EFCC says investigations reveal total amount involved in arms scandal totalled $15bn

altECONOMIC and Financial Crimes Commission (EFCC) investigators have uncovered further details revealing that the total amount of money diverted into private pockets under the Dasukigate scandal may be as much as $15bn.

 

Since the current government took office in May last year, the fight against corruption has been its main policy and EFCC officials have been busy investigating the $2.1bn arms deal under which money meant to buy military hardware was shared out between politicians and military generals. Under the scam, the former national security adviser Col Sambo Dasuki was said to have handed out the cash to Peoples Democratic Party (PDP) officials and the president's political allies.

 

Further investigations, however, have revealed that the total anti-insurgency money diverted by various personalities and agencies was over $15bn. Apparently, the $2.1bn represents the arms cash placed under the office of Col Dasuki.

 

Ex-military chiefs, including a former chief of defence staff, Air Chief Marshal Alex Badeh and former chief of air staff Air Marshal Adesola Amosu have been quizzed for their alleged roles in the arms scam.
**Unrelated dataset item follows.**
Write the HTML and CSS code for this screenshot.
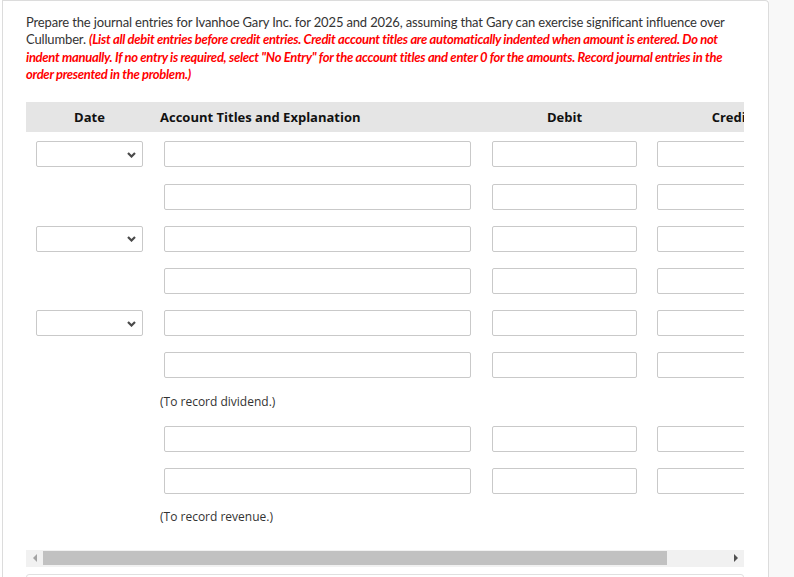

One EFCC source said the presidential panel on arms procurement discovered that the $2.1bn scam was just for one of the several transactions.

 

He added: “We have discovered that the total money in the arms scandal is over $15bn, not $1.2bn that was initially discovered. The $2.1bn was just for one transaction and many of these military officers set up companies for the purpose of diverting money meant for the prosecution of the anti-insurgency war.”

 

Meanwhile, the EFCC source said the commission had started analysing information on Nigerians including senate president Dr Bukola Saraki, mentioned in the Panama Paper leaks. He added that the commission was working with the United States’ Federal Bureau of Investigation and the UK’s National Crimes Commission to extradite those who were being investigated, including a former minister of state for defence Musiliu Obanikoro and an ex-PDP chairman Alhaji Adamu Mu’azu.